(Directions): Transcribe the material word for word, but without the images.
+ + +
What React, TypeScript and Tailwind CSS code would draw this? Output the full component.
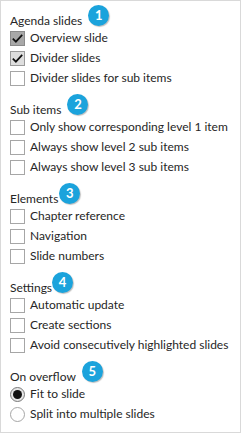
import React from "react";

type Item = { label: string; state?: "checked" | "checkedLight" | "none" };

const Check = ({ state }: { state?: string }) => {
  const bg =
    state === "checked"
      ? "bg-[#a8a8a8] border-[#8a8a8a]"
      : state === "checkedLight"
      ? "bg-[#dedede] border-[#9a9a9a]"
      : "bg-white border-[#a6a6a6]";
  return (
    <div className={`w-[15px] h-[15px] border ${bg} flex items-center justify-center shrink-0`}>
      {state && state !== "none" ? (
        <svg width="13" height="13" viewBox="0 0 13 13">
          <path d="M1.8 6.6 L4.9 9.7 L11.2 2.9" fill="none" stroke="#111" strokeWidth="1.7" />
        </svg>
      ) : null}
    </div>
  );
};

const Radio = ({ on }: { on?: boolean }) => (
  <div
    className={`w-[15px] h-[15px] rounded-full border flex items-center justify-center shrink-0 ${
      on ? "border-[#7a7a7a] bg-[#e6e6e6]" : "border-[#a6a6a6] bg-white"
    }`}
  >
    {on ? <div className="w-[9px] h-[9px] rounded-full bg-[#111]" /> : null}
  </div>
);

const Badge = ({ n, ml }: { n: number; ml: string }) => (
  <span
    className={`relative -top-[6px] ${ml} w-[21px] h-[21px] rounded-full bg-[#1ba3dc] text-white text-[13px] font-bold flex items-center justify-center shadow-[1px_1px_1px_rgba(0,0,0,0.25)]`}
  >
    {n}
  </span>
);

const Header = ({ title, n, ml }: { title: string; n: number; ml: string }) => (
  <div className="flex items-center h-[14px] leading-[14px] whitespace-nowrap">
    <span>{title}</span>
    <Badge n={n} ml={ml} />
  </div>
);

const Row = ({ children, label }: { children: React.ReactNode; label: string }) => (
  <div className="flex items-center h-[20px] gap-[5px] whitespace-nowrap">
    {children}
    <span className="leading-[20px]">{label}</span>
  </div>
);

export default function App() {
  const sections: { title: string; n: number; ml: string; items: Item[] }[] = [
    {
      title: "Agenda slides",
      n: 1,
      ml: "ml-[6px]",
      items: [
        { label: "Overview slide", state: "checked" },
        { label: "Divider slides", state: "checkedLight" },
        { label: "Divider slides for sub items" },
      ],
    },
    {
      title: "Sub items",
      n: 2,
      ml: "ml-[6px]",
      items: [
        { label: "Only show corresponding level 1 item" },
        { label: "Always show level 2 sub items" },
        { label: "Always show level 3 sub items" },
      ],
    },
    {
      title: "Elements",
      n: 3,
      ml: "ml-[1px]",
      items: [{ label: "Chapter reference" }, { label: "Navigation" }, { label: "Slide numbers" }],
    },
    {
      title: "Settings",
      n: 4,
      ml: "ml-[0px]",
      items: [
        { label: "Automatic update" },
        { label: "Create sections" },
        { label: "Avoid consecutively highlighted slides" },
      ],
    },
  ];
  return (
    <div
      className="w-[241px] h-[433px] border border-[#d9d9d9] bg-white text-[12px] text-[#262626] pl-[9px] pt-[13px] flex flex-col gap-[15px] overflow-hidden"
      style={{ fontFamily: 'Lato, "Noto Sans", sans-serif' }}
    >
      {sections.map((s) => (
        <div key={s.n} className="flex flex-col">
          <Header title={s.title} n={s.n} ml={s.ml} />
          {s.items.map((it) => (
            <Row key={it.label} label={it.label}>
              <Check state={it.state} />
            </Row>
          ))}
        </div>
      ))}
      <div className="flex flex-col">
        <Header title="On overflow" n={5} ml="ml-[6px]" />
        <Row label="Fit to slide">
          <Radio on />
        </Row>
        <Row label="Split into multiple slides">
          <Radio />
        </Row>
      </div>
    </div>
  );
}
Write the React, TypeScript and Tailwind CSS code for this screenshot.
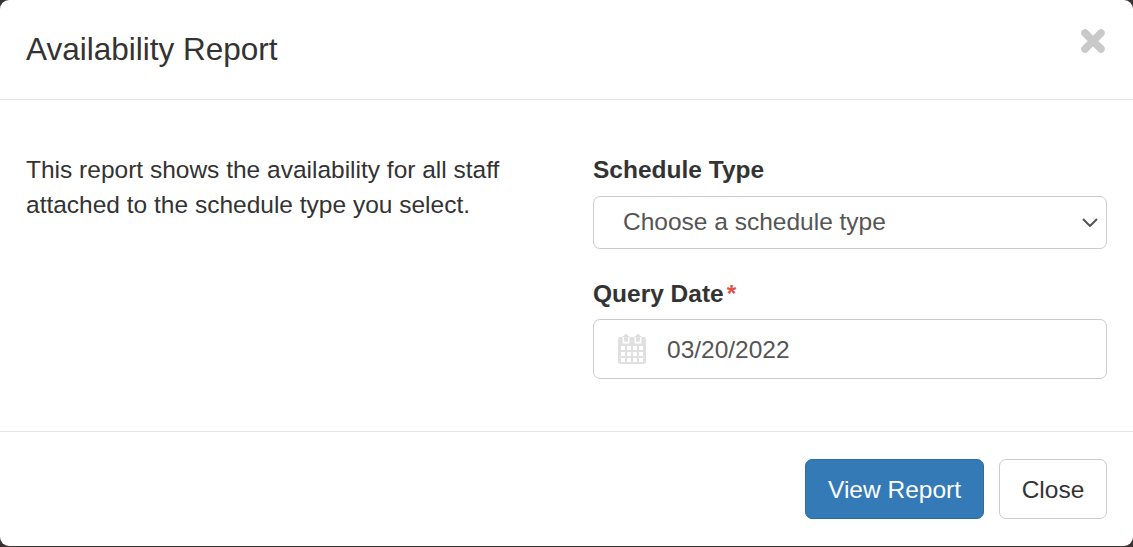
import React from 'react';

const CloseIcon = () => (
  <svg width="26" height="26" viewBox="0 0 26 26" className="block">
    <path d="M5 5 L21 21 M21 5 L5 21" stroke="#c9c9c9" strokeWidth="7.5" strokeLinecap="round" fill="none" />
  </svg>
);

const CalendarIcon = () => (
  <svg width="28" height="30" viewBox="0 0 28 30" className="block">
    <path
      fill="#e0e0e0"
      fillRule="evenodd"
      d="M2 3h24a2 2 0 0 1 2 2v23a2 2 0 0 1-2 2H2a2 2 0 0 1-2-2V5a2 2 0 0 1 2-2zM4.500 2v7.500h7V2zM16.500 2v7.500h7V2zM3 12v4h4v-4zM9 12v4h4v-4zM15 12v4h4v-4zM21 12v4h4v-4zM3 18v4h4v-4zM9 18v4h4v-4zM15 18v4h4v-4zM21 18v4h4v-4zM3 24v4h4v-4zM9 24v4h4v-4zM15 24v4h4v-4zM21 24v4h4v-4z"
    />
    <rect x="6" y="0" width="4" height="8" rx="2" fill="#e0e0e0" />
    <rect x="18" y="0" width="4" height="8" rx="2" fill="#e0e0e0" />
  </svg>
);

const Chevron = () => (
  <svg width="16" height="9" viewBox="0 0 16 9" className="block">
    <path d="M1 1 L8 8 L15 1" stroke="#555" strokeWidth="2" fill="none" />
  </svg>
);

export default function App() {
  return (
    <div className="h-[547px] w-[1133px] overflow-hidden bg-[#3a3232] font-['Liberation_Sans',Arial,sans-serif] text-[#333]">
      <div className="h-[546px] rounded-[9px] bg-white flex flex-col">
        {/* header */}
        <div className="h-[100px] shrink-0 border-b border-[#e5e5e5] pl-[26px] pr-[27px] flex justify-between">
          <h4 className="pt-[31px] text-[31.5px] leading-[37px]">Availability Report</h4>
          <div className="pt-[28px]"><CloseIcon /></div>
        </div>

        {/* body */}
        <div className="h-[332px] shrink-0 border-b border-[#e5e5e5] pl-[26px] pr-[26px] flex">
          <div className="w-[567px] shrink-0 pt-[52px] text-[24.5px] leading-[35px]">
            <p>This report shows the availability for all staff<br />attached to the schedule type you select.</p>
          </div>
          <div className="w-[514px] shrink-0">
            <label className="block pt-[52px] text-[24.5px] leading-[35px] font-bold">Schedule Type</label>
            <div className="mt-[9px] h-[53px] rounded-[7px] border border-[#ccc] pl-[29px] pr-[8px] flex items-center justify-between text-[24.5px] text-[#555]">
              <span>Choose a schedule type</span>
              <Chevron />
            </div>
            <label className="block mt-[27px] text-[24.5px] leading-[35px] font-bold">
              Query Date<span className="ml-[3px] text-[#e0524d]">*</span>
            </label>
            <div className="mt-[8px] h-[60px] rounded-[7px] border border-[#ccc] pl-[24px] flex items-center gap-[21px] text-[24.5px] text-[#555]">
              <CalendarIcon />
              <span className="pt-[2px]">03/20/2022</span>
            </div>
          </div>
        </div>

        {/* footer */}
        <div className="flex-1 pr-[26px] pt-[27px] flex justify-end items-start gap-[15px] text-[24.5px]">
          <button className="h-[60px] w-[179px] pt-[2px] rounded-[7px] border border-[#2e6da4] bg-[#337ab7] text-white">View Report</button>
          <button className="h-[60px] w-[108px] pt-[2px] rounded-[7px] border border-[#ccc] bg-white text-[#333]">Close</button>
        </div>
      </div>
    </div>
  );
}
+ + +
(Correct response):
What React, TypeScript and Tailwind CSS code would draw this? Output the full component.
import React from "react";

type Item = { label: string; state?: "checked" | "checkedLight" | "none" };

const Check = ({ state }: { state?: string }) => {
  const bg =
    state === "checked"
      ? "bg-[#a8a8a8] border-[#8a8a8a]"
      : state === "checkedLight"
      ? "bg-[#dedede] border-[#9a9a9a]"
      : "bg-white border-[#a6a6a6]";
  return (
    <div className={`w-[15px] h-[15px] border ${bg} flex items-center justify-center shrink-0`}>
      {state && state !== "none" ? (
        <svg width="13" height="13" viewBox="0 0 13 13">
          <path d="M1.8 6.6 L4.9 9.7 L11.2 2.9" fill="none" stroke="#111" strokeWidth="1.7" />
        </svg>
      ) : null}
    </div>
  );
};

const Radio = ({ on }: { on?: boolean }) => (
  <div
    className={`w-[15px] h-[15px] rounded-full border flex items-center justify-center shrink-0 ${
      on ? "border-[#7a7a7a] bg-[#e6e6e6]" : "border-[#a6a6a6] bg-white"
    }`}
  >
    {on ? <div className="w-[9px] h-[9px] rounded-full bg-[#111]" /> : null}
  </div>
);

const Badge = ({ n, ml }: { n: number; ml: string }) => (
  <span
    className={`relative -top-[6px] ${ml} w-[21px] h-[21px] rounded-full bg-[#1ba3dc] text-white text-[13px] font-bold flex items-center justify-center shadow-[1px_1px_1px_rgba(0,0,0,0.25)]`}
  >
    {n}
  </span>
);

const Header = ({ title, n, ml }: { title: string; n: number; ml: string }) => (
  <div className="flex items-center h-[14px] leading-[14px] whitespace-nowrap">
    <span>{title}</span>
    <Badge n={n} ml={ml} />
  </div>
);

const Row = ({ children, label }: { children: React.ReactNode; label: string }) => (
  <div className="flex items-center h-[20px] gap-[5px] whitespace-nowrap">
    {children}
    <span className="leading-[20px]">{label}</span>
  </div>
);

export default function App() {
  const sections: { title: string; n: number; ml: string; items: Item[] }[] = [
    {
      title: "Agenda slides",
      n: 1,
      ml: "ml-[6px]",
      items: [
        { label: "Overview slide", state: "checked" },
        { label: "Divider slides", state: "checkedLight" },
        { label: "Divider slides for sub items" },
      ],
    },
    {
      title: "Sub items",
      n: 2,
      ml: "ml-[6px]",
      items: [
        { label: "Only show corresponding level 1 item" },
        { label: "Always show level 2 sub items" },
        { label: "Always show level 3 sub items" },
      ],
    },
    {
      title: "Elements",
      n: 3,
      ml: "ml-[1px]",
      items: [{ label: "Chapter reference" }, { label: "Navigation" }, { label: "Slide numbers" }],
    },
    {
      title: "Settings",
      n: 4,
      ml: "ml-[0px]",
      items: [
        { label: "Automatic update" },
        { label: "Create sections" },
        { label: "Avoid consecutively highlighted slides" },
      ],
    },
  ];
  return (
    <div
      className="w-[241px] h-[433px] border border-[#d9d9d9] bg-white text-[12px] text-[#262626] pl-[9px] pt-[13px] flex flex-col gap-[15px] overflow-hidden"
      style={{ fontFamily: 'Lato, "Noto Sans", sans-serif' }}
    >
      {sections.map((s) => (
        <div key={s.n} className="flex flex-col">
          <Header title={s.title} n={s.n} ml={s.ml} />
          {s.items.map((it) => (
            <Row key={it.label} label={it.label}>
              <Check state={it.state} />
            </Row>
          ))}
        </div>
      ))}
      <div className="flex flex-col">
        <Header title="On overflow" n={5} ml="ml-[6px]" />
        <Row label="Fit to slide">
          <Radio on />
        </Row>
        <Row label="Split into multiple slides">
          <Radio />
        </Row>
      </div>
    </div>
  );
}
Write the React, TypeScript and Tailwind CSS code for this screenshot.
import React from 'react';

const CloseIcon = () => (
  <svg width="26" height="26" viewBox="0 0 26 26" className="block">
    <path d="M5 5 L21 21 M21 5 L5 21" stroke="#c9c9c9" strokeWidth="7.5" strokeLinecap="round" fill="none" />
  </svg>
);

const CalendarIcon = () => (
  <svg width="28" height="30" viewBox="0 0 28 30" className="block">
    <path
      fill="#e0e0e0"
      fillRule="evenodd"
      d="M2 3h24a2 2 0 0 1 2 2v23a2 2 0 0 1-2 2H2a2 2 0 0 1-2-2V5a2 2 0 0 1 2-2zM4.500 2v7.500h7V2zM16.500 2v7.500h7V2zM3 12v4h4v-4zM9 12v4h4v-4zM15 12v4h4v-4zM21 12v4h4v-4zM3 18v4h4v-4zM9 18v4h4v-4zM15 18v4h4v-4zM21 18v4h4v-4zM3 24v4h4v-4zM9 24v4h4v-4zM15 24v4h4v-4zM21 24v4h4v-4z"
    />
    <rect x="6" y="0" width="4" height="8" rx="2" fill="#e0e0e0" />
    <rect x="18" y="0" width="4" height="8" rx="2" fill="#e0e0e0" />
  </svg>
);

const Chevron = () => (
  <svg width="16" height="9" viewBox="0 0 16 9" className="block">
    <path d="M1 1 L8 8 L15 1" stroke="#555" strokeWidth="2" fill="none" />
  </svg>
);

export default function App() {
  return (
    <div className="h-[547px] w-[1133px] overflow-hidden bg-[#3a3232] font-['Liberation_Sans',Arial,sans-serif] text-[#333]">
      <div className="h-[546px] rounded-[9px] bg-white flex flex-col">
        {/* header */}
        <div className="h-[100px] shrink-0 border-b border-[#e5e5e5] pl-[26px] pr-[27px] flex justify-between">
          <h4 className="pt-[31px] text-[31.5px] leading-[37px]">Availability Report</h4>
          <div className="pt-[28px]"><CloseIcon /></div>
        </div>

        {/* body */}
        <div className="h-[332px] shrink-0 border-b border-[#e5e5e5] pl-[26px] pr-[26px] flex">
          <div className="w-[567px] shrink-0 pt-[52px] text-[24.5px] leading-[35px]">
            <p>This report shows the availability for all staff<br />attached to the schedule type you select.</p>
          </div>
          <div className="w-[514px] shrink-0">
            <label className="block pt-[52px] text-[24.5px] leading-[35px] font-bold">Schedule Type</label>
            <div className="mt-[9px] h-[53px] rounded-[7px] border border-[#ccc] pl-[29px] pr-[8px] flex items-center justify-between text-[24.5px] text-[#555]">
              <span>Choose a schedule type</span>
              <Chevron />
            </div>
            <label className="block mt-[27px] text-[24.5px] leading-[35px] font-bold">
              Query Date<span className="ml-[3px] text-[#e0524d]">*</span>
            </label>
            <div className="mt-[8px] h-[60px] rounded-[7px] border border-[#ccc] pl-[24px] flex items-center gap-[21px] text-[24.5px] text-[#555]">
              <CalendarIcon />
              <span className="pt-[2px]">03/20/2022</span>
            </div>
          </div>
        </div>

        {/* footer */}
        <div className="flex-1 pr-[26px] pt-[27px] flex justify-end items-start gap-[15px] text-[24.5px]">
          <button className="h-[60px] w-[179px] pt-[2px] rounded-[7px] border border-[#2e6da4] bg-[#337ab7] text-white">View Report</button>
          <button className="h-[60px] w-[108px] pt-[2px] rounded-[7px] border border-[#ccc] bg-white text-[#333]">Close</button>
        </div>
      </div>
    </div>
  );
}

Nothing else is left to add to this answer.